Optimization of critical parameters to obtain difficult peptide sequences using induction-heat energy on solid phase peptide synthesizer PurePep®Chorus
Lorenzo Pacinia,b, Luísa Aguiarc, Łukasz Frankiewiczc, Florence Genetc, Federico Pratesid, Justyna Brasuńe, Paolo Roveroa,f, and Anna Maria Papinia,b
a Interdepartmental Research Unit of Peptide and Protein Chemistry and Biology - Peptlab, MoD&LS Laboratory, University of Florence, 50019 Sesto Fiorentino, Italy
b Department of Chemistry “Ugo Schiff”, University of Florence, 50019 Sesto Fiorentino, Italy
c Gyros Protein Technologies Inc., 4675 South Coach Drive, Tucson, Arizona, 85714, USA
d Department of Clinical and Experimental Medicine, University Hospital of Pisa, 56126 Pisa, Italy
e Department of Inorganic Chemistry, Wroclaw Medical University, Borowska 211A, 50-556 Wroclaw, Poland
f Department of Neurosciences, Psychology, Drug Research and Child Health Section of Pharmaceutical Sciences and Nutraceutics, University of Florence, 50019 Sesto Fiorentino, Italy
In the last decade, more and more difficult syntheses of peptides in terms of
sequence length and complexity are requested to peptide chemists.

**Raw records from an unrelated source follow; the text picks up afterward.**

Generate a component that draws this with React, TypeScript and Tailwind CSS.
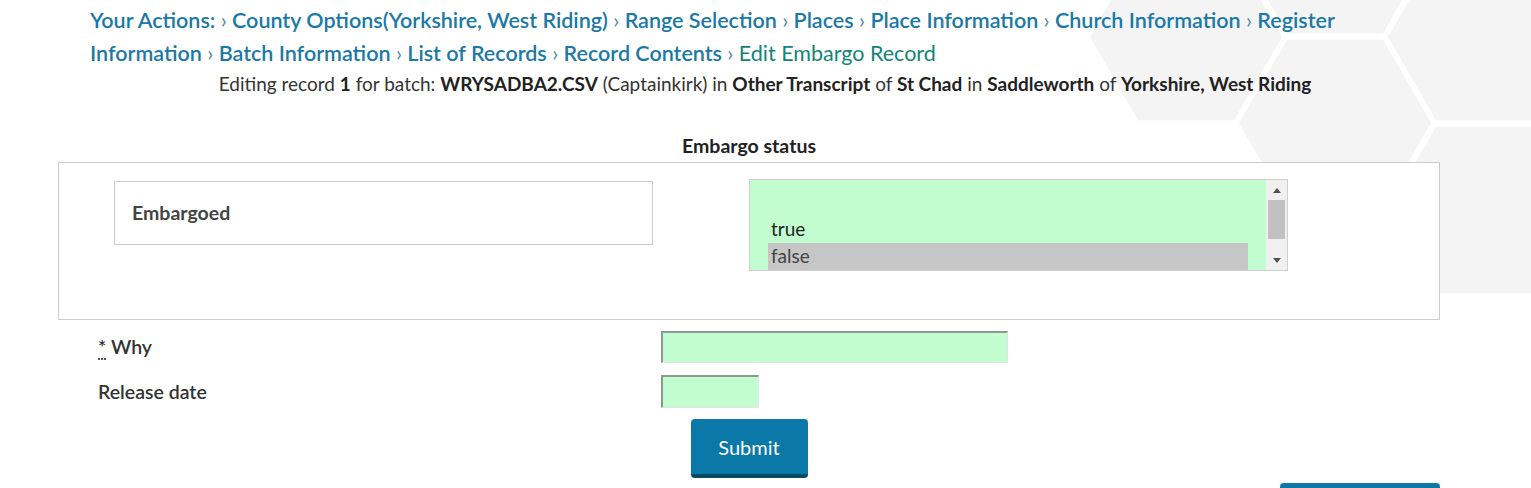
import React from 'react';

// Breadcrumb-Pfad oben auf der Seite
const crumbs = [
  'County Options(Yorkshire, West Riding)',
  'Range Selection',
  'Places',
  'Place Information',
  'Church Information',
  'Register Information',
  'Batch Information',
  'List of Records',
  'Record Contents',
];

// Sechseck-Muster im Hintergrund rechts oben
function HexBackground() {
  const centers: [number, number][] = [
    [1186, 37],
    [1335, -50],
    [1335, 123],
    [1484, 37],
    [1484, 210],
  ];
  const r = 96;
  const hex = (cx: number, cy: number) =>
    [0, 60, 120, 180, 240, 300]
      .map((a) => {
        const rad = (a * Math.PI) / 180;
        return `${cx + r * Math.cos(rad)},${cy + r * Math.sin(rad)}`;
      })
      .join(' ');
  return (
    <svg
      className="absolute left-0 top-0 w-[1531px] h-[488px] pointer-events-none"
      viewBox="0 0 1531 488"
      aria-hidden="true"
    >
      {centers.map(([x, y]) => (
        <polygon key={`${x}-${y}`} points={hex(x, y)} fill="#f4f4f4" />
      ))}
    </svg>
  );
}

function Sep() {
  return (
    <>
      {' '}
      <span className="font-normal text-[#5b8ba3]">›</span>{' '}
    </>
  );
}

export default function App() {
  return (
    <div className="relative min-h-screen bg-white overflow-hidden font-['Lato','Liberation_Sans',sans-serif] text-[#333]">
      <HexBackground />

      <div className="relative ml-[58px] w-[1382px]">
        {/* Breadcrumbs */}
        <div className="pl-[32px] pt-[4px]">
          <p className="text-[21.5px] leading-[33px] font-semibold text-[#1a79a6]">
            <span>Your Actions:</span>
            {crumbs.map((c) => (
              <React.Fragment key={c}>
                <Sep />
                <a className="cursor-pointer">{c}</a>
              </React.Fragment>
            ))}
            <Sep />
            <span className="font-normal text-[#128577]">Edit Embargo Record</span>
          </p>
          <p className="text-center text-[19px] leading-[28px] text-[#333]">
            Editing record <b className="font-bold text-[#222]">1</b> for batch:{' '}
            <b className="font-bold text-[#222]">WRYSADBA2.CSV</b> (Captainkirk) in{' '}
            <b className="font-bold text-[#222]">Other Transcript</b> of{' '}
            <b className="font-bold text-[#222]">St Chad</b> in{' '}
            <b className="font-bold text-[#222]">Saddleworth</b> of{' '}
            <b className="font-bold text-[#222]">Yorkshire, West Riding</b>
          </p>
        </div>

        {/* Embargo-Status */}
        <h3 className="mt-[34px] mb-[2px] text-center text-[19.5px] leading-[28px] font-bold text-[#222]">
          Embargo status
        </h3>
        <div className="h-[158px] border border-[#cccccc] bg-white grid grid-cols-2">
          <div className="pl-[55px] pt-[18px]">
            <div className="w-[539px] h-[64px] border border-[#cccccc] flex items-center pl-[17px] text-[19.5px] font-bold text-[#444]">
              Embargoed
            </div>
          </div>
          <div className="pt-[16px]">
            <div className="w-[539px] h-[92px] border border-[#d0d0d0] bg-[#c2fdd0] flex">
              <div className="flex-1 pl-[18px] pr-[18px] pt-[36px] text-[19px]">
                <div className="h-[27px] leading-[26px] pl-[3px] text-[#222]">true</div>
                <div className="h-[27px] leading-[26px] pl-[3px] bg-[#c6c6c6] text-[#444]">false</div>
              </div>
              {/* Scrollbar */}
              <div className="w-[21px] bg-[#f0f0f0] flex flex-col items-center">
                <div className="h-[20px] flex items-center">
                  <div className="w-0 h-0 border-l-[4px] border-r-[4px] border-b-[5px] border-l-transparent border-r-transparent border-b-[#505050]" />
                </div>
                <div className="w-[17px] h-[39px] bg-[#c1c1c1]" />
                <div className="flex-1" />
                <div className="h-[20px] flex items-center">
                  <div className="w-0 h-0 border-l-[4px] border-r-[4px] border-t-[5px] border-l-transparent border-r-transparent border-t-[#505050]" />
                </div>
              </div>
            </div>
          </div>
        </div>

        {/* Felder */}
        <div className="mt-[11px] flex items-center h-[32px]">
          <label className="w-[603px] pl-[40px] text-[19.5px] font-semibold text-[#333]">
            <abbr className="no-underline border-b-2 border-dotted border-[#555]" title="required">*</abbr> Why
          </label>
          <input className="w-[347px] h-[32px] bg-[#c2fdd0] border-t-2 border-l-2 border-b border-r border-t-[#8e9a90] border-l-[#8e9a90] border-b-[#e4e4e4] border-r-[#e4e4e4] outline-none" />
        </div>
        <div className="mt-[12px] flex items-center h-[33px]">
          <label className="w-[603px] pl-[40px] text-[19.5px] font-semibold text-[#333]">Release date</label>
          <input className="w-[98px] h-[33px] bg-[#c2fdd0] border-t-2 border-l-2 border-b border-r border-t-[#8e9a90] border-l-[#8e9a90] border-b-[#e4e4e4] border-r-[#e4e4e4] outline-none" />
        </div>

        <div className="mt-[11px] flex justify-center">
          <button className="w-[117px] h-[59px] rounded-[4px] bg-[#0a79a7] border-b-[4px] border-[#064a66] text-white text-[20px]">
            Submit
          </button>
        </div>
        <div className="mt-[5px] flex justify-end">
          <button className="w-[160px] h-[64px] rounded-[4px] bg-[#0a79a7] text-white text-[20px]">Back</button>
        </div>
      </div>
    </div>
  );
}
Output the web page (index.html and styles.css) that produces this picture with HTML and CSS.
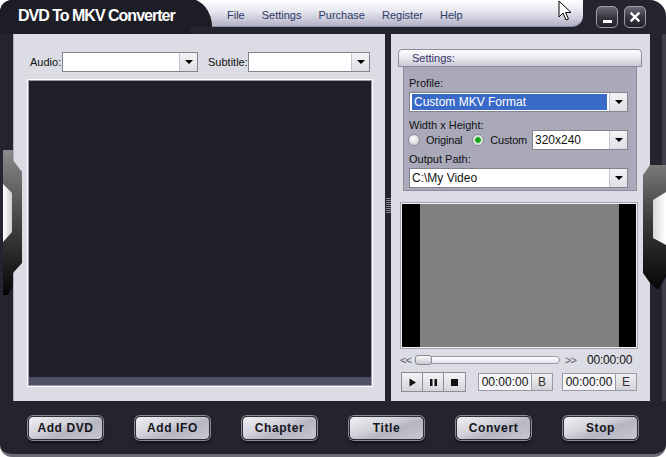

An increasing number of peptides that are used as Active Pharmaceutical
Ingredients (APIs) or as diagnostic tools are based on over 40 residues,
multi-branched systems, cyclic structures, etc. Moreover, their syntheses
can require incorporating synthetic strategies such as stapling and/or
introduction of post-translational modifications, such as disulfide bridges
and glycosylated residues.
Herein, two syntheses of difficult peptides that were carried out on
are reported as a proof of concept:
- A 72mer peptide covering the receptor-binding interface (receptor
binding motif, RBM436–507) of the SARS-CoV-2 Spike protein.
- A head-to-tail disulfide bridged bicyclopeptide (BCL):
a peptide with marked metal binding properties that can form mono and dinuclear complexes because of the presence of two His moieties.